**Data records:**
---

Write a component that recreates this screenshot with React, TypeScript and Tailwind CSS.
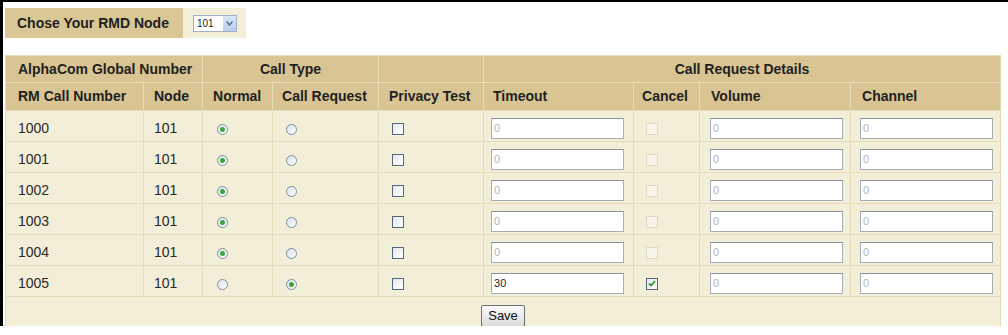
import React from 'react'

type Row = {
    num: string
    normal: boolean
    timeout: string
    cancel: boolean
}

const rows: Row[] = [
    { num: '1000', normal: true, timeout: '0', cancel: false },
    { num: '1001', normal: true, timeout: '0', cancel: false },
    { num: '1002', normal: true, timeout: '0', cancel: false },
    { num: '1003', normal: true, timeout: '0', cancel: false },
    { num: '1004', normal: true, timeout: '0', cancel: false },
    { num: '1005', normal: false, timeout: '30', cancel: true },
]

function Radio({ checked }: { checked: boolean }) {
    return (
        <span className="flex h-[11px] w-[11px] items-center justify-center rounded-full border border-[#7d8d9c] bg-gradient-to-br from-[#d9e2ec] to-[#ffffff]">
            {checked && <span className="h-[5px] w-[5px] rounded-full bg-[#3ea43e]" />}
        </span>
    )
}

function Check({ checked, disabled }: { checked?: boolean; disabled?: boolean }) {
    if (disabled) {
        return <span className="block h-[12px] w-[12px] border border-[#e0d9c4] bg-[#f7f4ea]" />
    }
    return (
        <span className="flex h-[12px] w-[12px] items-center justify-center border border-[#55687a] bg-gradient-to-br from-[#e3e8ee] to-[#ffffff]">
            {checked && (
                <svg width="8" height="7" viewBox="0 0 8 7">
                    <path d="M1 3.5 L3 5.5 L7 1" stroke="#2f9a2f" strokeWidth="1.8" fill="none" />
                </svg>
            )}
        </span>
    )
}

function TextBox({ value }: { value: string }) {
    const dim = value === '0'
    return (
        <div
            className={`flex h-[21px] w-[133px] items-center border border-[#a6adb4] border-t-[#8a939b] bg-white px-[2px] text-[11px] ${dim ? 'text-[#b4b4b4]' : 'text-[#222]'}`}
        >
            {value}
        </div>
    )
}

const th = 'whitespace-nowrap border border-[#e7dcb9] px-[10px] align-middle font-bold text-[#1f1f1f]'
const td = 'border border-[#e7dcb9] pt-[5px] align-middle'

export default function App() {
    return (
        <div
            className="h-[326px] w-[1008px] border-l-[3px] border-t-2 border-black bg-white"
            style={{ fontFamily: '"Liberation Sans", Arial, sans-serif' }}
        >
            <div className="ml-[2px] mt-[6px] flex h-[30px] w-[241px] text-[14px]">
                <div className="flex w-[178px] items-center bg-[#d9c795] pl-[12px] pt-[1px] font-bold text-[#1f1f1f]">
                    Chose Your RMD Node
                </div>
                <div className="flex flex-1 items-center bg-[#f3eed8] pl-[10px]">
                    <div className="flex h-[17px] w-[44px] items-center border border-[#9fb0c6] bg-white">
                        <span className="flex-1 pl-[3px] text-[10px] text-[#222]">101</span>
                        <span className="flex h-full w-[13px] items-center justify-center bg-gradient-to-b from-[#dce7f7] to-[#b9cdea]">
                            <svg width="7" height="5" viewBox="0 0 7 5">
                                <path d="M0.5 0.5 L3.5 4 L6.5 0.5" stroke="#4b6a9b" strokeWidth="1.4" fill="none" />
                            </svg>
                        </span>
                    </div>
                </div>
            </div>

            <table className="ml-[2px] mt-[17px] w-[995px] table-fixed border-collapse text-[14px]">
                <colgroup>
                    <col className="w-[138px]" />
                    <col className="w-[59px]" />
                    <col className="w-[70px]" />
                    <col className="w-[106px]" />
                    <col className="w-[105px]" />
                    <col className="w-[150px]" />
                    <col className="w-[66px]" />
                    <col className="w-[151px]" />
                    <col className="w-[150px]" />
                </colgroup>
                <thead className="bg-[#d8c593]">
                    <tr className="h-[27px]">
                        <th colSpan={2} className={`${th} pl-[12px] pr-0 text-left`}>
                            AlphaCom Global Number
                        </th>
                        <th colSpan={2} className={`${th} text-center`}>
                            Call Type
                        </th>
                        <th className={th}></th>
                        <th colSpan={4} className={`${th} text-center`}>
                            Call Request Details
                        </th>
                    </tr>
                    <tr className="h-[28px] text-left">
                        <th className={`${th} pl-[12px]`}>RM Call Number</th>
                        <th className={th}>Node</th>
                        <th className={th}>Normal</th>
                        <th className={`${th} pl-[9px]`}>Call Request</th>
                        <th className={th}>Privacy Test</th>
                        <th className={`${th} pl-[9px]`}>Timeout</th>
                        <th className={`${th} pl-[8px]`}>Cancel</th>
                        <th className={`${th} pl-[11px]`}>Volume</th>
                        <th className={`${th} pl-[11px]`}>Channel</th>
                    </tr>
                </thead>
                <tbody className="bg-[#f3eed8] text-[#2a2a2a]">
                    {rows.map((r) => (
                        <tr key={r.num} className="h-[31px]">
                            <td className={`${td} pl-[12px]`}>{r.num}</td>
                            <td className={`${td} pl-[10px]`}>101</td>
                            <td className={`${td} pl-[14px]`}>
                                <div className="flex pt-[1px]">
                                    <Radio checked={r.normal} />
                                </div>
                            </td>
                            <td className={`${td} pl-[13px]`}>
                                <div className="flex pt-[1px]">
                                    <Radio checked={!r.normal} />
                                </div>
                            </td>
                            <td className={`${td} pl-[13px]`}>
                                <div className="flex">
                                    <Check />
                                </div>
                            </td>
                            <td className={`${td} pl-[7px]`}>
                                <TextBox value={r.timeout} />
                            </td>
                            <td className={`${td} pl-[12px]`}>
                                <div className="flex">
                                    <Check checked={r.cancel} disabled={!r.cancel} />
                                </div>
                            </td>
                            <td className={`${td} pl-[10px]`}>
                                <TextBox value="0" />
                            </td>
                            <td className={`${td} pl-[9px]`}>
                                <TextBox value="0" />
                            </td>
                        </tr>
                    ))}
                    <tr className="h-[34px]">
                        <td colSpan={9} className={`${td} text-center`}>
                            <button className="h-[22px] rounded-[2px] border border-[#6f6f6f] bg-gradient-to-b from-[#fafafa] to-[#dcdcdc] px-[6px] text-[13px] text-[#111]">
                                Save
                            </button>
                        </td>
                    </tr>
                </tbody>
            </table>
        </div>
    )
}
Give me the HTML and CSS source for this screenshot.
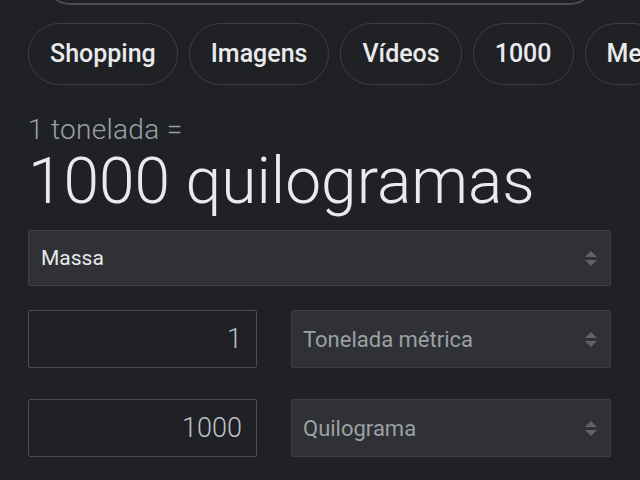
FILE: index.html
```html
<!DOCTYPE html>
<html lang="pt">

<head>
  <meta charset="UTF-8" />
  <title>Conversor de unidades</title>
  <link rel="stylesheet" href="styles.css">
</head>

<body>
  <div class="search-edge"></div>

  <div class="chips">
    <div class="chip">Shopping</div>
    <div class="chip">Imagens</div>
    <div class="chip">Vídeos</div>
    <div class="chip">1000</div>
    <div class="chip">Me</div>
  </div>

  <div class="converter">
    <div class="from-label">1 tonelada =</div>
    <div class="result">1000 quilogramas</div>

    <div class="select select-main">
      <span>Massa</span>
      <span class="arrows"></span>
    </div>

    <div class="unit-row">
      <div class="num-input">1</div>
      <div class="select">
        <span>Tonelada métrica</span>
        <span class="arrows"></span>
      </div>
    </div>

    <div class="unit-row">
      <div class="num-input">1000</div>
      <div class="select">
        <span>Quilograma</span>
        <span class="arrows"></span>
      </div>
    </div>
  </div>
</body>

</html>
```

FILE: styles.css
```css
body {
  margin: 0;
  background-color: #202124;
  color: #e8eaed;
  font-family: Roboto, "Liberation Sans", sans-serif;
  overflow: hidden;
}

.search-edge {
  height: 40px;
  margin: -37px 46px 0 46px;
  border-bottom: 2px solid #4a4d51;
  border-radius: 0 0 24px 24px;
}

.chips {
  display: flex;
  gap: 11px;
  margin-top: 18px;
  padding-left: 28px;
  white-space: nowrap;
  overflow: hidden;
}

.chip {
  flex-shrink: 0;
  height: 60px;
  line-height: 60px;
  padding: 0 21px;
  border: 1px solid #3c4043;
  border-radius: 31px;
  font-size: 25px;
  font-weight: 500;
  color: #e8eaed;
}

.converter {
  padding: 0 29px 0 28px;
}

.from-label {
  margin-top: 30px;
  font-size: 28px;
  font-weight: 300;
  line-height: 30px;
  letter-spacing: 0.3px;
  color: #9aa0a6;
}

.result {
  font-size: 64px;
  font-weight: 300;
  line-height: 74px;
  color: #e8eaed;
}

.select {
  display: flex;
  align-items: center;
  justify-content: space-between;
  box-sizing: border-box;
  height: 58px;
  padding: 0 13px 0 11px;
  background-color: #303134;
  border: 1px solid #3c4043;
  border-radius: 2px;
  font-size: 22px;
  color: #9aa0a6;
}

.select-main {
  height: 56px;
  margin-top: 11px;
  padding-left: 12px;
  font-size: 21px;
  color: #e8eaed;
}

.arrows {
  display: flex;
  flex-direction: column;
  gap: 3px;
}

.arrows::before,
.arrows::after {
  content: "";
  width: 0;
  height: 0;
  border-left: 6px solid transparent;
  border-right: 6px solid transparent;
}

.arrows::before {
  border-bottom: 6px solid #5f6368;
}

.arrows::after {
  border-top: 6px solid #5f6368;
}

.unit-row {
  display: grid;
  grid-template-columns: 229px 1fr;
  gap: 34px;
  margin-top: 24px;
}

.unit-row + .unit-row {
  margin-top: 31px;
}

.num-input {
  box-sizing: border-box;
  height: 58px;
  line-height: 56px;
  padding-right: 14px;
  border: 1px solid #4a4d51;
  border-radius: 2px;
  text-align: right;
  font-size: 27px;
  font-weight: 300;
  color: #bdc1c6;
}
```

---

Pick out each line containing "this" and report it.

Write a component that recreates this screenshot with React, TypeScript and Tailwind CSS.
Give me the HTML and CSS source for this screenshot.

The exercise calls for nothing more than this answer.